Dominique Massaut

Bartelt, Les bottes rouges (1)

Comme les bistrots sont en voie de disparition, y compris le café du commerce, et qu’on n’a donc plus que rarement l’occasion de déverser, dans un orgasme très mâle, le plaisir de ses lectures autour de boissons alcoolisées et de compagnons indulgents, indifférents ou interdits, j’ai décidé de déposer sur ce site quelques extraits de livres que j’ai aimés. L’avantage, pour le coup, c’est que, si vous vous en faites le réceptacle (ou l’écho distrait), ce sera cette fois le résultat d’une démarche volontaire.
Le commencement avec Franz Bartelt, dont je me suis mis dans la tête, en boulimique total que je suis, de dévorer l’ensemble de l’œuvre.
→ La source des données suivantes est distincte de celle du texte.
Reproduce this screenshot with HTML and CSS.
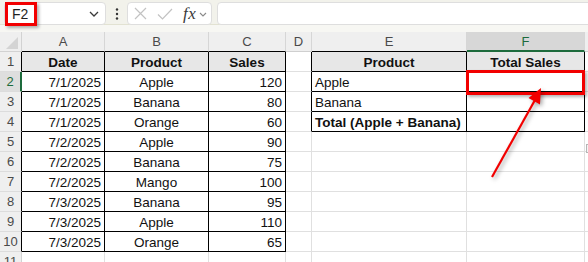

Franz Bartelt, Les Bottes rouges (Gallimard, 2000, p. 70) :

J’ai pratiqué la douleur amoureuse, au fond des bistrots, tard dans la nuit, avec le sentiment d’être important, d’être l’homme le plus important du monde, puisque j’étais celui qui, par décret intime, souffrait le plus.
On croit toujours qu’on ne se remettra jamais d’une histoire d’amour qui tourne en eau de boudin. On peut hésiter sur les moyens de venir à bout de cette tragédie : la noyade, la pendaison, la défenestration, le choix est vaste des armes qu’on peut tourner contre soi. Mais la plupart du temps, la détermination n’est pas à la hauteur du noir dessein et, bien souvent, les tentations romantiques finissent au point du jour dans un dégueulando amer où les belles idées filent dans l’eau bleue des W.-C., avec les acidités des vins coupés de bière et réchauffés au cognac. Les bruits de chasse ponctuent, symphoniquement si on veut, l’agonie des grands amours. Ce sont des réalités que les poètes s’obstinent à refuser et auxquelles les puristes préféreront toujours la balle dans la tête ou le kilo de gélules dans le gosier.
Mourir d’amour est une chose magnifique, grandiose, cinématographique, quoique nuisible à la santé. La littérature, le théâtre, ces arts qui se nourrissent de singularités, ne se privent pas de donner un avenir à ces fins superbes dont la raison montrerait pourtant facilement l’obscénité. L’homme du commun parle, pleure, vomit et survit. C’est une victoire éclatante de la lâcheté sur l’esthétisme. Il faut avoir le courage d’être modeste, d’être une personne plutôt qu’un personnage, et se conforter dans la sagesse de préférer les W.-C. au revolver. C’est moins chic, peut-être. Mais une cervelle éparpillée sur les murs d’une chambre, ce n’est guère plus raffiné.